**WHAT YOU ARE ASKED TO DO:** Exactly as written, quote every line that follows, skipping the images.

--- Start of INFORMATION PROVIDED ---

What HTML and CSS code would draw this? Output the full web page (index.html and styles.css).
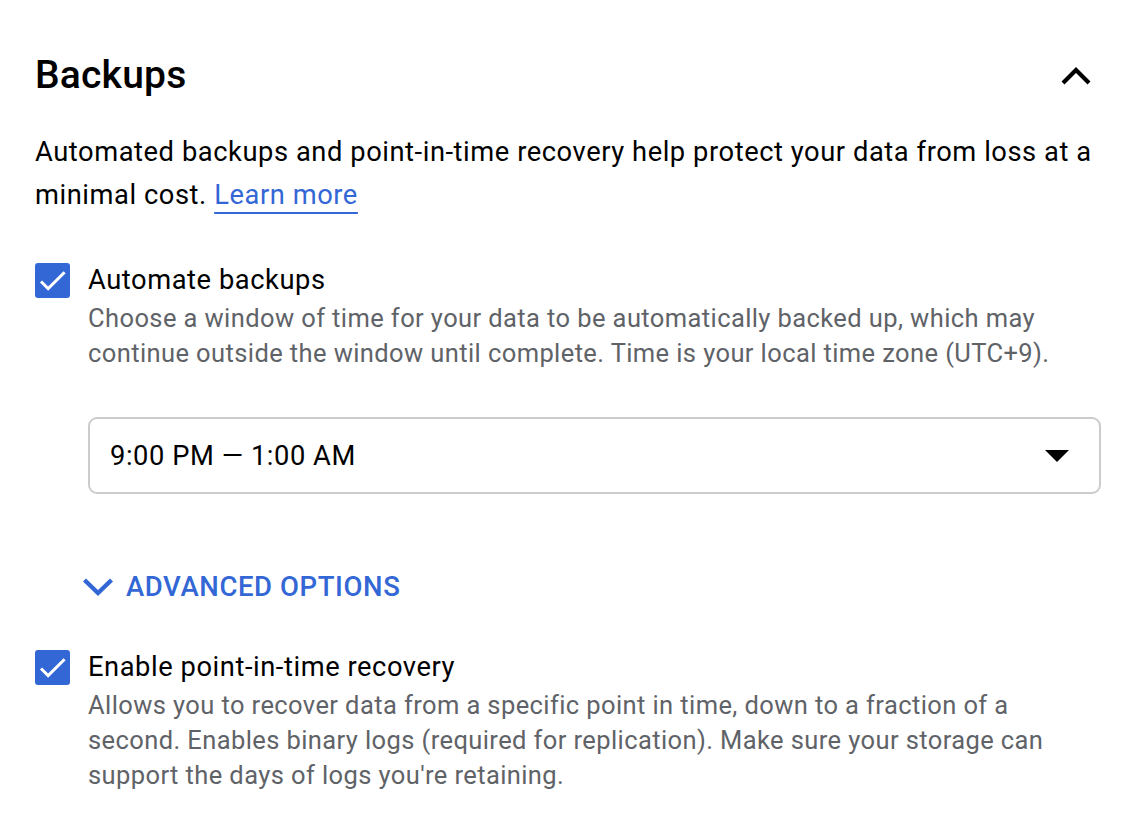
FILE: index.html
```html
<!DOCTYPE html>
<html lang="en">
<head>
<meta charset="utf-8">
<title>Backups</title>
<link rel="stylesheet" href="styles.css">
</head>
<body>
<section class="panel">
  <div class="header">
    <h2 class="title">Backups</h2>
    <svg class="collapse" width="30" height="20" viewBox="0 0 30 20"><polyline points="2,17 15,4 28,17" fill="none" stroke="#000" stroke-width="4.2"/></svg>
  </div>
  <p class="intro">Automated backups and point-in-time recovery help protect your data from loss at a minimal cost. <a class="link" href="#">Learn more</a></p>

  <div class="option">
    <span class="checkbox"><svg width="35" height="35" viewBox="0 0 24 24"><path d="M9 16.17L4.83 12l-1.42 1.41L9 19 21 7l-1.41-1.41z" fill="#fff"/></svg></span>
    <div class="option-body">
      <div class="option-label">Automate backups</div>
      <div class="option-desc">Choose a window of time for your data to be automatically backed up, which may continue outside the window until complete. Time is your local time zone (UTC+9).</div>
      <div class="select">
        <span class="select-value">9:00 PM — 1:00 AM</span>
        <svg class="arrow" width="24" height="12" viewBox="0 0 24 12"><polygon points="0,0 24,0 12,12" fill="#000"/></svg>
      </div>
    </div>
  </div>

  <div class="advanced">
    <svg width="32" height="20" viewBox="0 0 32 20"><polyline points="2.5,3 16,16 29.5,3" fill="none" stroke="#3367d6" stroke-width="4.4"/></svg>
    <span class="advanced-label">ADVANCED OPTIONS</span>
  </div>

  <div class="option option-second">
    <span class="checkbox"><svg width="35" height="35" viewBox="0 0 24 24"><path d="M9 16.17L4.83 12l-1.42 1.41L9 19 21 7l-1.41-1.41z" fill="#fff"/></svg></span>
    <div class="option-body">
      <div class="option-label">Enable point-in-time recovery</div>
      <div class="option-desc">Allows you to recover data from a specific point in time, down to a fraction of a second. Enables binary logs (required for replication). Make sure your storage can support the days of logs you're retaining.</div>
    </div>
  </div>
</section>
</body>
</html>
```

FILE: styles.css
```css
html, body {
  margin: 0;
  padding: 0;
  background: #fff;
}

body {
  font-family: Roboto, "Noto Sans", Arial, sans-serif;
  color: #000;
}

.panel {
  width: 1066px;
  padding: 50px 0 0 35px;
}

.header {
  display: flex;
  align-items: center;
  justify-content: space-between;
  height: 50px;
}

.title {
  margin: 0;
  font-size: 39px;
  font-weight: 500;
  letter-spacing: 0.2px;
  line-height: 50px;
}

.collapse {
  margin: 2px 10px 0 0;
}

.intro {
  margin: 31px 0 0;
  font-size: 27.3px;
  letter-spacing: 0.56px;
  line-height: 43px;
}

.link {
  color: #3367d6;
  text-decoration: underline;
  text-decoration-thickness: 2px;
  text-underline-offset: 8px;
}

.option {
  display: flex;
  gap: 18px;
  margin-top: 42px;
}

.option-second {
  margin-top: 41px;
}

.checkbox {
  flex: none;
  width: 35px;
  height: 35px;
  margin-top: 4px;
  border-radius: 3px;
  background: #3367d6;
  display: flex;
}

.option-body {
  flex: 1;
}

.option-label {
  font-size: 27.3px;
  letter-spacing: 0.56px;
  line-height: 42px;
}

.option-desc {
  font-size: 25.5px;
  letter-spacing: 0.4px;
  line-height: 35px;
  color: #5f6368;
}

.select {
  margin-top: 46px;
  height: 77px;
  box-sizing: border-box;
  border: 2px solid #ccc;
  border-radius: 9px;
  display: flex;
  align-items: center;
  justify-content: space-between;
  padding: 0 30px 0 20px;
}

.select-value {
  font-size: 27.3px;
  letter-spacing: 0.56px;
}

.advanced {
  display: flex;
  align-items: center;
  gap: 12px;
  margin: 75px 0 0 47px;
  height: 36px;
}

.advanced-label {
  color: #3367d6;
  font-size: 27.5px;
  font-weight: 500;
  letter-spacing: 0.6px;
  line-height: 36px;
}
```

--- End of INFORMATION PROVIDED ---

**SOLUTION:**
What HTML and CSS code would draw this? Output the full web page (index.html and styles.css).
FILE: index.html
```html
<!DOCTYPE html>
<html lang="en">
<head>
<meta charset="utf-8">
<title>Backups</title>
<link rel="stylesheet" href="styles.css">
</head>
<body>
<section class="panel">
  <div class="header">
    <h2 class="title">Backups</h2>
    <svg class="collapse" width="30" height="20" viewBox="0 0 30 20"><polyline points="2,17 15,4 28,17" fill="none" stroke="#000" stroke-width="4.2"/></svg>
  </div>
  <p class="intro">Automated backups and point-in-time recovery help protect your data from loss at a minimal cost. <a class="link" href="#">Learn more</a></p>

  <div class="option">
    <span class="checkbox"><svg width="35" height="35" viewBox="0 0 24 24"><path d="M9 16.17L4.83 12l-1.42 1.41L9 19 21 7l-1.41-1.41z" fill="#fff"/></svg></span>
    <div class="option-body">
      <div class="option-label">Automate backups</div>
      <div class="option-desc">Choose a window of time for your data to be automatically backed up, which may continue outside the window until complete. Time is your local time zone (UTC+9).</div>
      <div class="select">
        <span class="select-value">9:00 PM — 1:00 AM</span>
        <svg class="arrow" width="24" height="12" viewBox="0 0 24 12"><polygon points="0,0 24,0 12,12" fill="#000"/></svg>
      </div>
    </div>
  </div>

  <div class="advanced">
    <svg width="32" height="20" viewBox="0 0 32 20"><polyline points="2.5,3 16,16 29.5,3" fill="none" stroke="#3367d6" stroke-width="4.4"/></svg>
    <span class="advanced-label">ADVANCED OPTIONS</span>
  </div>

  <div class="option option-second">
    <span class="checkbox"><svg width="35" height="35" viewBox="0 0 24 24"><path d="M9 16.17L4.83 12l-1.42 1.41L9 19 21 7l-1.41-1.41z" fill="#fff"/></svg></span>
    <div class="option-body">
      <div class="option-label">Enable point-in-time recovery</div>
      <div class="option-desc">Allows you to recover data from a specific point in time, down to a fraction of a second. Enables binary logs (required for replication). Make sure your storage can support the days of logs you're retaining.</div>
    </div>
  </div>
</section>
</body>
</html>
```

FILE: styles.css
```css
html, body {
  margin: 0;
  padding: 0;
  background: #fff;
}

body {
  font-family: Roboto, "Noto Sans", Arial, sans-serif;
  color: #000;
}

.panel {
  width: 1066px;
  padding: 50px 0 0 35px;
}

.header {
  display: flex;
  align-items: center;
  justify-content: space-between;
  height: 50px;
}

.title {
  margin: 0;
  font-size: 39px;
  font-weight: 500;
  letter-spacing: 0.2px;
  line-height: 50px;
}

.collapse {
  margin: 2px 10px 0 0;
}

.intro {
  margin: 31px 0 0;
  font-size: 27.3px;
  letter-spacing: 0.56px;
  line-height: 43px;
}

.link {
  color: #3367d6;
  text-decoration: underline;
  text-decoration-thickness: 2px;
  text-underline-offset: 8px;
}

.option {
  display: flex;
  gap: 18px;
  margin-top: 42px;
}

.option-second {
  margin-top: 41px;
}

.checkbox {
  flex: none;
  width: 35px;
  height: 35px;
  margin-top: 4px;
  border-radius: 3px;
  background: #3367d6;
  display: flex;
}

.option-body {
  flex: 1;
}

.option-label {
  font-size: 27.3px;
  letter-spacing: 0.56px;
  line-height: 42px;
}

.option-desc {
  font-size: 25.5px;
  letter-spacing: 0.4px;
  line-height: 35px;
  color: #5f6368;
}

.select {
  margin-top: 46px;
  height: 77px;
  box-sizing: border-box;
  border: 2px solid #ccc;
  border-radius: 9px;
  display: flex;
  align-items: center;
  justify-content: space-between;
  padding: 0 30px 0 20px;
}

.select-value {
  font-size: 27.3px;
  letter-spacing: 0.56px;
}

.advanced {
  display: flex;
  align-items: center;
  gap: 12px;
  margin: 75px 0 0 47px;
  height: 36px;
}

.advanced-label {
  color: #3367d6;
  font-size: 27.5px;
  font-weight: 500;
  letter-spacing: 0.6px;
  line-height: 36px;
}
```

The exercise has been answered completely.